The President’s re-election campaign has spent nearly $89 million on Facebook, including on ads that contain misleading or false information such as one that suggests Democratic presidential nominee Joe Biden would defund the police—a position he has unequivocally rejected—and another that blatantly lies about Biden using an earpiece during the first presidential debate.

The biggest safeguard Facebook is offering against misleading and false political ads is the announcement the company will ban new ads the week before the Nov. 3 election. Facebook has removed a handful of Trump ads that contain hateful rhetoric, including one that labeled Antifa with a symbol used by Nazis to identify political opponents.
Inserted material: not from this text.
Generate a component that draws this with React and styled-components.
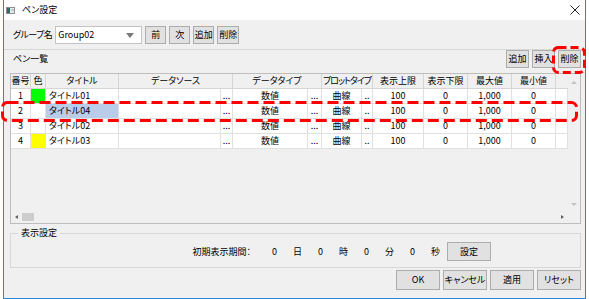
import React from 'react'
import styled, { createGlobalStyle } from 'styled-components'

const GlobalStyle = createGlobalStyle`
  * { box-sizing: border-box; }
  body {
    margin: 0;
    background: #fff;
    color: #000;
    font-family: "Noto Sans CJK JP", "Noto Sans", sans-serif;
    font-size: 9px;
    font-feature-settings: "palt";
  }
`

const COLS = '20px 15px 73px 102px 12px 75px 14px 40px 11px 51px 44px 44px 44px 12px'

const Page = styled.div`
  position: relative;
  width: 589px;
  height: 299px;
`
const Window = styled.div`
  margin-left: 3px;
  width: 583px;
  height: 299px;
  background: #f0f0f0;
  border: 1px solid #2b86d8;
  border-top: none;
  display: flex;
  flex-direction: column;
`
const TitleBar = styled.div`
  height: 20px;
  background: #fff;
  display: flex;
  align-items: center;
  padding: 0 5px 0 2px;
  gap: 7px;
`
const TitleText = styled.span`
  flex: 1;
  line-height: 12px;
`
const Body = styled.div`
  flex: 1;
  display: flex;
  flex-direction: column;
  padding: 6px 4px 0 6px;
`
const Row = styled.div`
  display: flex;
  align-items: center;
  height: ${p => p.$h || 18}px;
  gap: ${p => p.$gap ?? 3}px;
  padding-left: ${p => p.$pl || 0}px;
  justify-content: ${p => p.$justify || 'flex-start'};
  margin-top: ${p => p.$mt || 0}px;
`
const Label = styled.span`
  flex: ${p => (p.$grow ? 1 : 'none')};
  margin-right: ${p => p.$mr || 0}px;
  letter-spacing: ${p => p.$ls || 0}px;
  line-height: 12px;
  white-space: nowrap;
`
const Combo = styled.div`
  width: 87px;
  height: 18px;
  background: #fff;
  border: 1px solid #c3c3c3;
  display: flex;
  align-items: center;
  padding: 0 7px 0 2px;
  line-height: 12px;
  span { flex: 1; }
`
const Arrow = styled.i`
  width: 0;
  height: 0;
  border-style: solid;
  border-color: transparent;
  ${p => p.$dir === 'down' && `border-width: ${p.$s || 5}px ${p.$s || 4}px 0; border-top-color: ${p.$c};`}
  ${p => p.$dir === 'up' && `border-width: 0 ${p.$s || 3}px ${p.$s || 3}px; border-bottom-color: ${p.$c};`}
  ${p => p.$dir === 'left' && `border-width: 2px 3px 2px 0; border-right-color: ${p.$c};`}
  ${p => p.$dir === 'right' && `border-width: 2px 0 2px 3px; border-left-color: ${p.$c};`}
`
const Button = styled.button`
  width: ${p => p.$w}px;
  height: ${p => p.$h || 18}px;
  padding: 0;
  margin: 0;
  font: inherit;
  color: #000;
  line-height: 12px;
  background: #e1e1e1;
  border: 1px solid #adadad;
  white-space: nowrap;
`
const Separator = styled.div`
  margin: 5px -4px 0 -6px;
  border-top: 1px solid #d7d7d7;
`
const Table = styled.div`
  margin-top: 5px;
  height: 151px;
  border: 1px solid #bdbdbd;
  background: #f0f0f0;
  display: grid;
  grid-template-columns: 1fr 12px;
  grid-template-rows: 1fr 12px;
`
const DataArea = styled.div`
  overflow: hidden;
`
const GridRow = styled.div`
  display: grid;
  grid-template-columns: ${COLS};
  height: 15px;
`
const HeadCell = styled.div`
  grid-column: span ${p => p.$span || 1};
  background: #f0f0f0;
  border-right: ${p => (p.$last ? 'none' : '1px solid #d5d5d5')};
  border-bottom: 1px solid #d5d5d5;
  text-align: center;
  line-height: 14px;
  letter-spacing: ${p => (p.$tight ? '-1px' : 'normal')};
  white-space: nowrap;
  overflow: hidden;
`
const Cell = styled.div`
  background: ${p => p.$fill || '#fff'};
  border-right: 1px solid #e0e0e0;
  border-bottom: 1px solid #e0e0e0;
  text-align: ${p => (p.$left ? 'left' : 'center')};
  padding-left: ${p => (p.$left ? 3 : 0)}px;
  line-height: 14px;
  white-space: nowrap;
  overflow: hidden;
`
const VScroll = styled.div`
  display: flex;
  flex-direction: column;
  align-items: center;
  justify-content: space-between;
  padding: 7px 0 5px;
`
const HScroll = styled.div`
  display: flex;
  align-items: center;
  padding: 0 4px;
  gap: 4px;
`
const Thumb = styled.div`
  width: 12px;
  height: 8px;
  background: #cdcdcd;
`
const Spacer = styled.div`
  flex: 1;
`
const Group = styled.fieldset`
  margin: 3px 0 0;
  padding: 0 89px 6px 0;
  min-width: 0;
  border: 1px solid #d7d7d7;
`
const Legend = styled.legend`
  margin-left: 7px;
  padding: 0 3px;
  line-height: 12px;
`
const Unit = styled.span`
  width: 23px;
  text-align: center;
  line-height: 12px;
`
const Overlay = styled.svg`
  position: absolute;
  left: 0;
  top: 0;
  pointer-events: none;
`

const rows = [
  { n: 1, color: '#00ff00', title: 'タイトル01' },
  { n: 2, title: 'タイトル04', selected: true },
  { n: 3, title: 'タイトル02' },
  { n: 4, color: '#ffff00', title: 'タイトル03' },
]

const WindowIcon = () => (
  <svg width="9" height="7" viewBox="0 0 9 7">
    <rect x="0.5" y="0.5" width="8" height="6" fill="#e9ecec" stroke="#8a8f90" />
    <rect x="1" y="1" width="3" height="5" fill="#2e6e62" />
    <line x1="5" y1="3" x2="8" y2="3" stroke="#9aa" />
  </svg>
)

const CloseIcon = () => (
  <svg width="10" height="10" viewBox="0 0 10 10">
    <path d="M0.5 0.5 L9.5 9.5 M9.5 0.5 L0.5 9.5" stroke="#222" strokeWidth="1" />
  </svg>
)

export default function App() {
  return (
    <Page>
      <GlobalStyle />
      <Window>
        <TitleBar>
          <WindowIcon />
          <TitleText>ペン設定</TitleText>
          <CloseIcon />
        </TitleBar>
        <Body>
          <Row $pl={3}>
            <Label $ls={-0.6}>グループ名</Label>
            <Combo>
              <span>Group02</span>
              <Arrow $dir="down" $c="#7a7a7a" />
            </Combo>
            <Button $w={21}>前</Button>
            <Button $w={21}>次</Button>
            <Button $w={21}>追加</Button>
            <Button $w={22}>削除</Button>
          </Row>
          <Separator />
          <Row $pl={3}>
            <Label $grow>ペン一覧</Label>
            <Button $w={23}>追加</Button>
            <Button $w={23}>挿入</Button>
            <Button $w={23}>削除</Button>
          </Row>
          <Table>
            <DataArea>
              <GridRow>
                <HeadCell>番号</HeadCell>
                <HeadCell>色</HeadCell>
                <HeadCell>タイトル</HeadCell>
                <HeadCell $span={2}>データソース</HeadCell>
                <HeadCell $span={2}>データタイプ</HeadCell>
                <HeadCell $span={2} $tight>プロットタイプ</HeadCell>
                <HeadCell>表示上限</HeadCell>
                <HeadCell>表示下限</HeadCell>
                <HeadCell>最大値</HeadCell>
                <HeadCell>最小値</HeadCell>
                <HeadCell $last />
              </GridRow>
              {rows.map(r => (
                <GridRow key={r.n}>
                  <Cell>{r.n}</Cell>
                  <Cell $fill={r.color} />
                  <Cell $left $fill={r.selected ? '#b9cce9' : undefined}>{r.title}</Cell>
                  <Cell />
                  <Cell>...</Cell>
                  <Cell>数値</Cell>
                  <Cell>...</Cell>
                  <Cell>曲線</Cell>
                  <Cell>..</Cell>
                  <Cell>100</Cell>
                  <Cell>0</Cell>
                  <Cell>1,000</Cell>
                  <Cell>0</Cell>
                  <Cell />
                </GridRow>
              ))}
            </DataArea>
            <VScroll>
              <Arrow $dir="up" $c="#c2c2c2" />
              <Arrow $dir="down" $s={3} $c="#c2c2c2" />
            </VScroll>
            <HScroll>
              <Arrow $dir="left" $c="#606060" />
              <Thumb />
              <Spacer />
              <Arrow $dir="right" $c="#606060" />
            </HScroll>
            <div />
          </Table>
          <Group>
            <Legend>表示設定</Legend>
            <Row $h={19} $mt={3} $gap={0} $justify="flex-end">
              <Label $mr={12}>初期表示期間：</Label>
              <Unit>0</Unit>
              <Unit>日</Unit>
              <Unit>0</Unit>
              <Unit>時</Unit>
              <Unit>0</Unit>
              <Unit>分</Unit>
              <Unit>0</Unit>
              <Unit>秒</Unit>
              <Button $w={44} $h={19}>設定</Button>
            </Row>
          </Group>
          <Row $h={20} $mt={2} $justify="flex-end">
            <Button $w={44} $h={20}>OK</Button>
            <Button $w={44} $h={20}>キャンセル</Button>
            <Button $w={44} $h={20}>適用</Button>
            <Button $w={44} $h={20}>リセット</Button>
          </Row>
        </Body>
      </Window>
      <Overlay width="589" height="299">
        <rect x="2.5" y="102.5" width="574" height="18" rx="5" fill="none" stroke="#f00" strokeWidth="3" strokeDasharray="11 5" />
        <rect x="553.5" y="47.5" width="31" height="25" rx="5" fill="none" stroke="#f00" strokeWidth="3" strokeDasharray="8 4" />
      </Overlay>
    </Page>
  )
}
State Rep. David Bowen (D-Milwaukee), who represents some of the targeted voting wards in Milwaukee, said Facebook has not done enough to fight misinformation, and as a result, his constituents “were racially profiled.”

“They were discriminated against, and to me, that’s illegal,” Bowen said.

Bowen said there needs to be reform to ensure false political advertising stops appearing in people’s social media feeds.

“Social media platforms have a big responsibility in that, campaigns have a bigger responsibility, policy makers, especially on the federal level, [have that responsibility] for fairness in our democracy and campaigns,” Bowen said. 

Terrance Warthen, a community activist from Kenosha and co-founder of AlephAPI, a tech startup that uses data and microtargeting to increase voter turnout, said using data to deliberately depress voter turnout sets “a precedent for discrimination, exclusion, and a suppression of rights.”

Warthen warned of widespread use of such tactics, saying it’s only a matter of time before there is a free-for-all of data-fueled voter suppression.

“White America needs to realize that the tools designed and honed for use against African Americans can and will be used against them,” Warthen said. “The blade that cuts African Americans out of the voting pool can, and will, be used to cut them out of the voting pool should their views differ from someone with the resources and will to use those tools.”